[start of INFORMATION SUPPLIED]

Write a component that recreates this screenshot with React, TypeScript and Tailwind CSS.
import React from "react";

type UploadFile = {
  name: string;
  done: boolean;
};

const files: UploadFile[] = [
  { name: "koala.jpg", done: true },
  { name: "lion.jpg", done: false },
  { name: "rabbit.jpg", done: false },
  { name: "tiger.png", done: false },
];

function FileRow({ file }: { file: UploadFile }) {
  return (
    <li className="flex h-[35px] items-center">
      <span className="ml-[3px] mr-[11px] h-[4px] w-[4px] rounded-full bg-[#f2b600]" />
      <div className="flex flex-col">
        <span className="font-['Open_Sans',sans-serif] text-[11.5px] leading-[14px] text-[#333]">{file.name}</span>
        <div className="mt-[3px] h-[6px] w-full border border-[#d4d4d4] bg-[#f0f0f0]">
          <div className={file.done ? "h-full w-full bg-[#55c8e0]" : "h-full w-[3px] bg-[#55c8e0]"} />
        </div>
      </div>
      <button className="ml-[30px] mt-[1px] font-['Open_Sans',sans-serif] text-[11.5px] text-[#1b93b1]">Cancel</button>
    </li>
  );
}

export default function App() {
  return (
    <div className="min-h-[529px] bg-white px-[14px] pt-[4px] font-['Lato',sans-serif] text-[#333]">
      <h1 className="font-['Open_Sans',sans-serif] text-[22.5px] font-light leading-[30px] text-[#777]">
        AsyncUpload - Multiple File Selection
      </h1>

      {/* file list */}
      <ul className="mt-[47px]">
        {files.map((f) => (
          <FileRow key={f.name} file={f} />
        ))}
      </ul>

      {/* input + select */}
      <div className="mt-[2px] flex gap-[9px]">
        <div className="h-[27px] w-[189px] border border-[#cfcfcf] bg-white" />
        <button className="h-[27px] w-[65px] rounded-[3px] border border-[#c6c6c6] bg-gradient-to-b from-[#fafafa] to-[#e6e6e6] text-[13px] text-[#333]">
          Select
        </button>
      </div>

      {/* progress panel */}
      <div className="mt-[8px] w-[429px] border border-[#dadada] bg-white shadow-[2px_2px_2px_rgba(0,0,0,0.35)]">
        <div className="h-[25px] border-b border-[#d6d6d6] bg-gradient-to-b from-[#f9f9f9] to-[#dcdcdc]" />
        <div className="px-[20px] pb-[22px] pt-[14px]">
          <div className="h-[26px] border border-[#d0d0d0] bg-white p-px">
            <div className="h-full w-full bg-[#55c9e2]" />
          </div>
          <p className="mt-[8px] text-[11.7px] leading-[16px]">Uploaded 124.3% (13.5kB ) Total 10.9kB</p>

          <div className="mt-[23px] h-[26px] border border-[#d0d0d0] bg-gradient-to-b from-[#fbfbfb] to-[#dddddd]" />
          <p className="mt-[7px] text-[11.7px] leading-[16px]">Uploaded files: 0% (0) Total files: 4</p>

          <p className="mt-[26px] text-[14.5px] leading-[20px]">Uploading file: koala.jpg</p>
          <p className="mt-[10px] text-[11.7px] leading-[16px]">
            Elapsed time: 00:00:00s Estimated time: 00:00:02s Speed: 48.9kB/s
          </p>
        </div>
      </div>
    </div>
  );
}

[end of INFORMATION SUPPLIED]

▶ WHAT IS EXPECTED
Retype the whole listing, matching it exactly.

▶ ANSWER FOR THIS EXERCISE
Write a component that recreates this screenshot with React, TypeScript and Tailwind CSS.
import React from "react";

type UploadFile = {
  name: string;
  done: boolean;
};

const files: UploadFile[] = [
  { name: "koala.jpg", done: true },
  { name: "lion.jpg", done: false },
  { name: "rabbit.jpg", done: false },
  { name: "tiger.png", done: false },
];

function FileRow({ file }: { file: UploadFile }) {
  return (
    <li className="flex h-[35px] items-center">
      <span className="ml-[3px] mr-[11px] h-[4px] w-[4px] rounded-full bg-[#f2b600]" />
      <div className="flex flex-col">
        <span className="font-['Open_Sans',sans-serif] text-[11.5px] leading-[14px] text-[#333]">{file.name}</span>
        <div className="mt-[3px] h-[6px] w-full border border-[#d4d4d4] bg-[#f0f0f0]">
          <div className={file.done ? "h-full w-full bg-[#55c8e0]" : "h-full w-[3px] bg-[#55c8e0]"} />
        </div>
      </div>
      <button className="ml-[30px] mt-[1px] font-['Open_Sans',sans-serif] text-[11.5px] text-[#1b93b1]">Cancel</button>
    </li>
  );
}

export default function App() {
  return (
    <div className="min-h-[529px] bg-white px-[14px] pt-[4px] font-['Lato',sans-serif] text-[#333]">
      <h1 className="font-['Open_Sans',sans-serif] text-[22.5px] font-light leading-[30px] text-[#777]">
        AsyncUpload - Multiple File Selection
      </h1>

      {/* file list */}
      <ul className="mt-[47px]">
        {files.map((f) => (
          <FileRow key={f.name} file={f} />
        ))}
      </ul>

      {/* input + select */}
      <div className="mt-[2px] flex gap-[9px]">
        <div className="h-[27px] w-[189px] border border-[#cfcfcf] bg-white" />
        <button className="h-[27px] w-[65px] rounded-[3px] border border-[#c6c6c6] bg-gradient-to-b from-[#fafafa] to-[#e6e6e6] text-[13px] text-[#333]">
          Select
        </button>
      </div>

      {/* progress panel */}
      <div className="mt-[8px] w-[429px] border border-[#dadada] bg-white shadow-[2px_2px_2px_rgba(0,0,0,0.35)]">
        <div className="h-[25px] border-b border-[#d6d6d6] bg-gradient-to-b from-[#f9f9f9] to-[#dcdcdc]" />
        <div className="px-[20px] pb-[22px] pt-[14px]">
          <div className="h-[26px] border border-[#d0d0d0] bg-white p-px">
            <div className="h-full w-full bg-[#55c9e2]" />
          </div>
          <p className="mt-[8px] text-[11.7px] leading-[16px]">Uploaded 124.3% (13.5kB ) Total 10.9kB</p>

          <div className="mt-[23px] h-[26px] border border-[#d0d0d0] bg-gradient-to-b from-[#fbfbfb] to-[#dddddd]" />
          <p className="mt-[7px] text-[11.7px] leading-[16px]">Uploaded files: 0% (0) Total files: 4</p>

          <p className="mt-[26px] text-[14.5px] leading-[20px]">Uploading file: koala.jpg</p>
          <p className="mt-[10px] text-[11.7px] leading-[16px]">
            Elapsed time: 00:00:00s Estimated time: 00:00:02s Speed: 48.9kB/s
          </p>
        </div>
      </div>
    </div>
  );
}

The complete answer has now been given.